▶ _THE PROBLEM_:
Copy out the data below as written; omit any images.
== SOURCE EXCERPT ==
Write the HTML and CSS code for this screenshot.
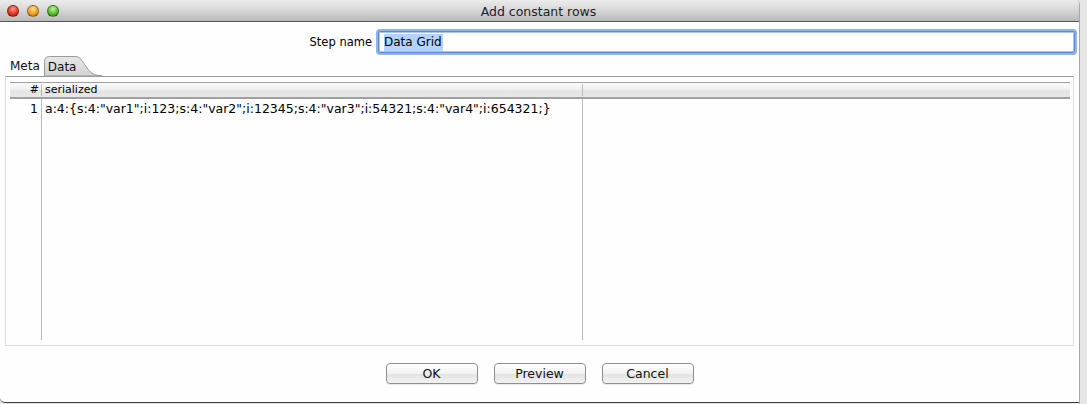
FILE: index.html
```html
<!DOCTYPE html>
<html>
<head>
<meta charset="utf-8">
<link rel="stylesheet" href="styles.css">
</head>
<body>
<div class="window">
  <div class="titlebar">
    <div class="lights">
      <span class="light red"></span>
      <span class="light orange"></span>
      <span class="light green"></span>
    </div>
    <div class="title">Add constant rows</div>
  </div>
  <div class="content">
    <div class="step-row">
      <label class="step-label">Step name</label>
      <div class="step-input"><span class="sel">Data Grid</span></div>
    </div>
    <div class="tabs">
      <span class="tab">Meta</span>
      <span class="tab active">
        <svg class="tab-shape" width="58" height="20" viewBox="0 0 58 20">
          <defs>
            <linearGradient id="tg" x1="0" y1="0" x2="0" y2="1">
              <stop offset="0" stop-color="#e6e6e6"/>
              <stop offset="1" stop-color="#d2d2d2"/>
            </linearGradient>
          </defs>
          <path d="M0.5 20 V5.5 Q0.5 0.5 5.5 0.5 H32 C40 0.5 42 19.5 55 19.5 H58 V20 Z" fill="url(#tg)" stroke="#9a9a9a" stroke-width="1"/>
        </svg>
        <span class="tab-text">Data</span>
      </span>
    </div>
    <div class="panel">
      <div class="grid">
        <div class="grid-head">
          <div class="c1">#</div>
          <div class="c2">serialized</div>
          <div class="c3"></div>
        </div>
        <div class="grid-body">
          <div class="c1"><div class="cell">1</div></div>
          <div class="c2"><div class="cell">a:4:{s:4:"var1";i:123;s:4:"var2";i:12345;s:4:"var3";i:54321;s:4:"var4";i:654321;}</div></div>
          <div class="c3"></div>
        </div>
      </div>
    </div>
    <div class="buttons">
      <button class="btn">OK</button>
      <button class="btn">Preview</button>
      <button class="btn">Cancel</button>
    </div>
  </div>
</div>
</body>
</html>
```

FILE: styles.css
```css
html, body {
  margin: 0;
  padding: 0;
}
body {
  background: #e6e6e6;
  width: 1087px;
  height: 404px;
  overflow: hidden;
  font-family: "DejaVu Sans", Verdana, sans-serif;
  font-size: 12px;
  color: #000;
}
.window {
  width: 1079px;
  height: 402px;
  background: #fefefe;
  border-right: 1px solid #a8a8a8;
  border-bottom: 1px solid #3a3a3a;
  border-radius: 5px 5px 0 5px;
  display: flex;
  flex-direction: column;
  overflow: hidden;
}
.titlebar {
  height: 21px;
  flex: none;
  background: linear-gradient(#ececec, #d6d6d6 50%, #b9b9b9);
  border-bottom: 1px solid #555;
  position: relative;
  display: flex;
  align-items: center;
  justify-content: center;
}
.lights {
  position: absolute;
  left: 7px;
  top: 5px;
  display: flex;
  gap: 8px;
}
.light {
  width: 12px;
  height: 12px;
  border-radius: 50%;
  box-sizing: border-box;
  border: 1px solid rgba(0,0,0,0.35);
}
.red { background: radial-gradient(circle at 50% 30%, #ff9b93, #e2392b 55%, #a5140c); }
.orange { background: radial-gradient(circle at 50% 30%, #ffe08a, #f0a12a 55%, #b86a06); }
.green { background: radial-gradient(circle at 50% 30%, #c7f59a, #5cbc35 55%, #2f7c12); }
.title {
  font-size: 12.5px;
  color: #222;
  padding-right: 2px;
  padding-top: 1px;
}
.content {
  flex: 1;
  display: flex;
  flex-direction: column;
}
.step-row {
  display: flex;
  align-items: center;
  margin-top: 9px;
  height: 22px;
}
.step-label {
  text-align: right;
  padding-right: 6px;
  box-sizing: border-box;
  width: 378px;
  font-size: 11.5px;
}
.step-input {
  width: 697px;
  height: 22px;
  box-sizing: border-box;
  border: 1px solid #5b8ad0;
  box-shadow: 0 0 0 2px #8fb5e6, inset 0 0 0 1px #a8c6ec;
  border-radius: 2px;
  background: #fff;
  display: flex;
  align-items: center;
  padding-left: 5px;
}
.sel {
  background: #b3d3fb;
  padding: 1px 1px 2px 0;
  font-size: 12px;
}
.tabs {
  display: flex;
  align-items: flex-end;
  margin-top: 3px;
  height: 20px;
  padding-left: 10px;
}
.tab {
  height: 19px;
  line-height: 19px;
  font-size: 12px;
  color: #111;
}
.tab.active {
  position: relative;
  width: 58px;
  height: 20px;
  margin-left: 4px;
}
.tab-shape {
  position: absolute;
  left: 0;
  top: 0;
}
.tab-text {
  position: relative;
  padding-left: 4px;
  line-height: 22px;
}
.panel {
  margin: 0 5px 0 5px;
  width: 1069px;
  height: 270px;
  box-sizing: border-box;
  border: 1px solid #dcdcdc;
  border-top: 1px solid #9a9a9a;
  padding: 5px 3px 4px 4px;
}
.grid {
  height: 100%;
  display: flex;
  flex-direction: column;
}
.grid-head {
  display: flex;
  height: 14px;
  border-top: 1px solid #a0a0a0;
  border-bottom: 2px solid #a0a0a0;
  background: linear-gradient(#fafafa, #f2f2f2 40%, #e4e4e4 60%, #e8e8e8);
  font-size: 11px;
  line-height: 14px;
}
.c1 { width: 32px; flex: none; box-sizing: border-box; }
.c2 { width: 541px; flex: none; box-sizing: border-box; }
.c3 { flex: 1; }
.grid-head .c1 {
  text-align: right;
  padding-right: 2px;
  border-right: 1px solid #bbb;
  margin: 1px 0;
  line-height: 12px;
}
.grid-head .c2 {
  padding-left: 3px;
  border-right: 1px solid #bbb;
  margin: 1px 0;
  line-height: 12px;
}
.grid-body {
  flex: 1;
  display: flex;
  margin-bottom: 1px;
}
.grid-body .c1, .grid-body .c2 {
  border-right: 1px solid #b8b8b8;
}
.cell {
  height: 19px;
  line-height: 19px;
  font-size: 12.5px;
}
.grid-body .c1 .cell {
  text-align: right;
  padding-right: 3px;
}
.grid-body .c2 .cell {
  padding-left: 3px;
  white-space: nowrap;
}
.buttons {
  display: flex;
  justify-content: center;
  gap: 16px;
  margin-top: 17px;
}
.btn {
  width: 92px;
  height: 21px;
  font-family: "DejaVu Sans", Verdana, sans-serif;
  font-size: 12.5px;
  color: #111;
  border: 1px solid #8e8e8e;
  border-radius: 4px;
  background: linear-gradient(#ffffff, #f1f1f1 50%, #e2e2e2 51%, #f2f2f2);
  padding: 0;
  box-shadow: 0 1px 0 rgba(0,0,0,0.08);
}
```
===
▶ _EXPECTED OUTPUT_:
Write the HTML and CSS code for this screenshot.
FILE: index.html
```html
<!DOCTYPE html>
<html>
<head>
<meta charset="utf-8">
<link rel="stylesheet" href="styles.css">
</head>
<body>
<div class="window">
  <div class="titlebar">
    <div class="lights">
      <span class="light red"></span>
      <span class="light orange"></span>
      <span class="light green"></span>
    </div>
    <div class="title">Add constant rows</div>
  </div>
  <div class="content">
    <div class="step-row">
      <label class="step-label">Step name</label>
      <div class="step-input"><span class="sel">Data Grid</span></div>
    </div>
    <div class="tabs">
      <span class="tab">Meta</span>
      <span class="tab active">
        <svg class="tab-shape" width="58" height="20" viewBox="0 0 58 20">
          <defs>
            <linearGradient id="tg" x1="0" y1="0" x2="0" y2="1">
              <stop offset="0" stop-color="#e6e6e6"/>
              <stop offset="1" stop-color="#d2d2d2"/>
            </linearGradient>
          </defs>
          <path d="M0.5 20 V5.5 Q0.5 0.5 5.5 0.5 H32 C40 0.5 42 19.5 55 19.5 H58 V20 Z" fill="url(#tg)" stroke="#9a9a9a" stroke-width="1"/>
        </svg>
        <span class="tab-text">Data</span>
      </span>
    </div>
    <div class="panel">
      <div class="grid">
        <div class="grid-head">
          <div class="c1">#</div>
          <div class="c2">serialized</div>
          <div class="c3"></div>
        </div>
        <div class="grid-body">
          <div class="c1"><div class="cell">1</div></div>
          <div class="c2"><div class="cell">a:4:{s:4:"var1";i:123;s:4:"var2";i:12345;s:4:"var3";i:54321;s:4:"var4";i:654321;}</div></div>
          <div class="c3"></div>
        </div>
      </div>
    </div>
    <div class="buttons">
      <button class="btn">OK</button>
      <button class="btn">Preview</button>
      <button class="btn">Cancel</button>
    </div>
  </div>
</div>
</body>
</html>
```

FILE: styles.css
```css
html, body {
  margin: 0;
  padding: 0;
}
body {
  background: #e6e6e6;
  width: 1087px;
  height: 404px;
  overflow: hidden;
  font-family: "DejaVu Sans", Verdana, sans-serif;
  font-size: 12px;
  color: #000;
}
.window {
  width: 1079px;
  height: 402px;
  background: #fefefe;
  border-right: 1px solid #a8a8a8;
  border-bottom: 1px solid #3a3a3a;
  border-radius: 5px 5px 0 5px;
  display: flex;
  flex-direction: column;
  overflow: hidden;
}
.titlebar {
  height: 21px;
  flex: none;
  background: linear-gradient(#ececec, #d6d6d6 50%, #b9b9b9);
  border-bottom: 1px solid #555;
  position: relative;
  display: flex;
  align-items: center;
  justify-content: center;
}
.lights {
  position: absolute;
  left: 7px;
  top: 5px;
  display: flex;
  gap: 8px;
}
.light {
  width: 12px;
  height: 12px;
  border-radius: 50%;
  box-sizing: border-box;
  border: 1px solid rgba(0,0,0,0.35);
}
.red { background: radial-gradient(circle at 50% 30%, #ff9b93, #e2392b 55%, #a5140c); }
.orange { background: radial-gradient(circle at 50% 30%, #ffe08a, #f0a12a 55%, #b86a06); }
.green { background: radial-gradient(circle at 50% 30%, #c7f59a, #5cbc35 55%, #2f7c12); }
.title {
  font-size: 12.5px;
  color: #222;
  padding-right: 2px;
  padding-top: 1px;
}
.content {
  flex: 1;
  display: flex;
  flex-direction: column;
}
.step-row {
  display: flex;
  align-items: center;
  margin-top: 9px;
  height: 22px;
}
.step-label {
  text-align: right;
  padding-right: 6px;
  box-sizing: border-box;
  width: 378px;
  font-size: 11.5px;
}
.step-input {
  width: 697px;
  height: 22px;
  box-sizing: border-box;
  border: 1px solid #5b8ad0;
  box-shadow: 0 0 0 2px #8fb5e6, inset 0 0 0 1px #a8c6ec;
  border-radius: 2px;
  background: #fff;
  display: flex;
  align-items: center;
  padding-left: 5px;
}
.sel {
  background: #b3d3fb;
  padding: 1px 1px 2px 0;
  font-size: 12px;
}
.tabs {
  display: flex;
  align-items: flex-end;
  margin-top: 3px;
  height: 20px;
  padding-left: 10px;
}
.tab {
  height: 19px;
  line-height: 19px;
  font-size: 12px;
  color: #111;
}
.tab.active {
  position: relative;
  width: 58px;
  height: 20px;
  margin-left: 4px;
}
.tab-shape {
  position: absolute;
  left: 0;
  top: 0;
}
.tab-text {
  position: relative;
  padding-left: 4px;
  line-height: 22px;
}
.panel {
  margin: 0 5px 0 5px;
  width: 1069px;
  height: 270px;
  box-sizing: border-box;
  border: 1px solid #dcdcdc;
  border-top: 1px solid #9a9a9a;
  padding: 5px 3px 4px 4px;
}
.grid {
  height: 100%;
  display: flex;
  flex-direction: column;
}
.grid-head {
  display: flex;
  height: 14px;
  border-top: 1px solid #a0a0a0;
  border-bottom: 2px solid #a0a0a0;
  background: linear-gradient(#fafafa, #f2f2f2 40%, #e4e4e4 60%, #e8e8e8);
  font-size: 11px;
  line-height: 14px;
}
.c1 { width: 32px; flex: none; box-sizing: border-box; }
.c2 { width: 541px; flex: none; box-sizing: border-box; }
.c3 { flex: 1; }
.grid-head .c1 {
  text-align: right;
  padding-right: 2px;
  border-right: 1px solid #bbb;
  margin: 1px 0;
  line-height: 12px;
}
.grid-head .c2 {
  padding-left: 3px;
  border-right: 1px solid #bbb;
  margin: 1px 0;
  line-height: 12px;
}
.grid-body {
  flex: 1;
  display: flex;
  margin-bottom: 1px;
}
.grid-body .c1, .grid-body .c2 {
  border-right: 1px solid #b8b8b8;
}
.cell {
  height: 19px;
  line-height: 19px;
  font-size: 12.5px;
}
.grid-body .c1 .cell {
  text-align: right;
  padding-right: 3px;
}
.grid-body .c2 .cell {
  padding-left: 3px;
  white-space: nowrap;
}
.buttons {
  display: flex;
  justify-content: center;
  gap: 16px;
  margin-top: 17px;
}
.btn {
  width: 92px;
  height: 21px;
  font-family: "DejaVu Sans", Verdana, sans-serif;
  font-size: 12.5px;
  color: #111;
  border: 1px solid #8e8e8e;
  border-radius: 4px;
  background: linear-gradient(#ffffff, #f1f1f1 50%, #e2e2e2 51%, #f2f2f2);
  padding: 0;
  box-shadow: 0 1px 0 rgba(0,0,0,0.08);
}
```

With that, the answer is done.